> **Given task**: Retype all of the listing exactly, passing over any picture you find.

—————

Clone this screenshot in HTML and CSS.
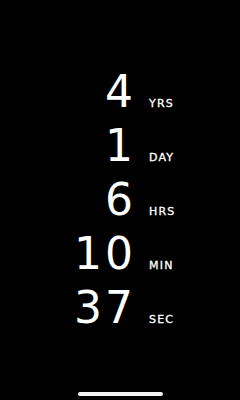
FILE: index.html
```html
<!DOCTYPE html>
<html lang="en">
<head>
    <meta charset="UTF-8">
    <meta name="viewport" content="width=device-width, initial-scale=1.0">
    <title>Time Together</title>
    <link rel="stylesheet" href="styles.css">
</head>
<body>
    <div class="screen">
        <div class="counter">
            <div class="row"><span class="num">4</span><span class="unit">YRS</span></div>
            <div class="row"><span class="num">1</span><span class="unit">DAY</span></div>
            <div class="row"><span class="num">6</span><span class="unit">HRS</span></div>
            <div class="row"><span class="num">10</span><span class="unit">MIN</span></div>
            <div class="row"><span class="num">37</span><span class="unit">SEC</span></div>
        </div>
        <div class="home-bar"></div>
    </div>
</body>
</html>
```

FILE: styles.css
```css
html, body {
    margin: 0;
    padding: 0;
    background: #000;
}
.screen {
    width: 240px;
    height: 400px;
    display: flex;
    flex-direction: column;
    font-family: 'DejaVu Sans', sans-serif;
    color: #fff;
    box-sizing: border-box;
    padding-top: 65px;
}
.counter {
    display: flex;
    flex-direction: column;
}
.row {
    display: flex;
    align-items: baseline;
    height: 54px;
}
.num {
    width: 136px;
    margin-right: -3px;
    text-align: right;
    font-size: 44px;
    line-height: 54px;
    letter-spacing: 3px;
    font-weight: 400;
}
.unit {
    margin-left: 16px;
    font-size: 11px;
    font-weight: 400;
    letter-spacing: 1.2px;
    -webkit-text-stroke: 0.3px #fff;
}
.home-bar {
    margin: auto auto 4px;
    width: 85px;
    height: 4px;
    border-radius: 2px;
    background: #f2f2f2;
}
```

—————

> **Task output**:
Clone this screenshot in HTML and CSS.
FILE: index.html
```html
<!DOCTYPE html>
<html lang="en">
<head>
    <meta charset="UTF-8">
    <meta name="viewport" content="width=device-width, initial-scale=1.0">
    <title>Time Together</title>
    <link rel="stylesheet" href="styles.css">
</head>
<body>
    <div class="screen">
        <div class="counter">
            <div class="row"><span class="num">4</span><span class="unit">YRS</span></div>
            <div class="row"><span class="num">1</span><span class="unit">DAY</span></div>
            <div class="row"><span class="num">6</span><span class="unit">HRS</span></div>
            <div class="row"><span class="num">10</span><span class="unit">MIN</span></div>
            <div class="row"><span class="num">37</span><span class="unit">SEC</span></div>
        </div>
        <div class="home-bar"></div>
    </div>
</body>
</html>
```

FILE: styles.css
```css
html, body {
    margin: 0;
    padding: 0;
    background: #000;
}
.screen {
    width: 240px;
    height: 400px;
    display: flex;
    flex-direction: column;
    font-family: 'DejaVu Sans', sans-serif;
    color: #fff;
    box-sizing: border-box;
    padding-top: 65px;
}
.counter {
    display: flex;
    flex-direction: column;
}
.row {
    display: flex;
    align-items: baseline;
    height: 54px;
}
.num {
    width: 136px;
    margin-right: -3px;
    text-align: right;
    font-size: 44px;
    line-height: 54px;
    letter-spacing: 3px;
    font-weight: 400;
}
.unit {
    margin-left: 16px;
    font-size: 11px;
    font-weight: 400;
    letter-spacing: 1.2px;
    -webkit-text-stroke: 0.3px #fff;
}
.home-bar {
    margin: auto auto 4px;
    width: 85px;
    height: 4px;
    border-radius: 2px;
    background: #f2f2f2;
}
```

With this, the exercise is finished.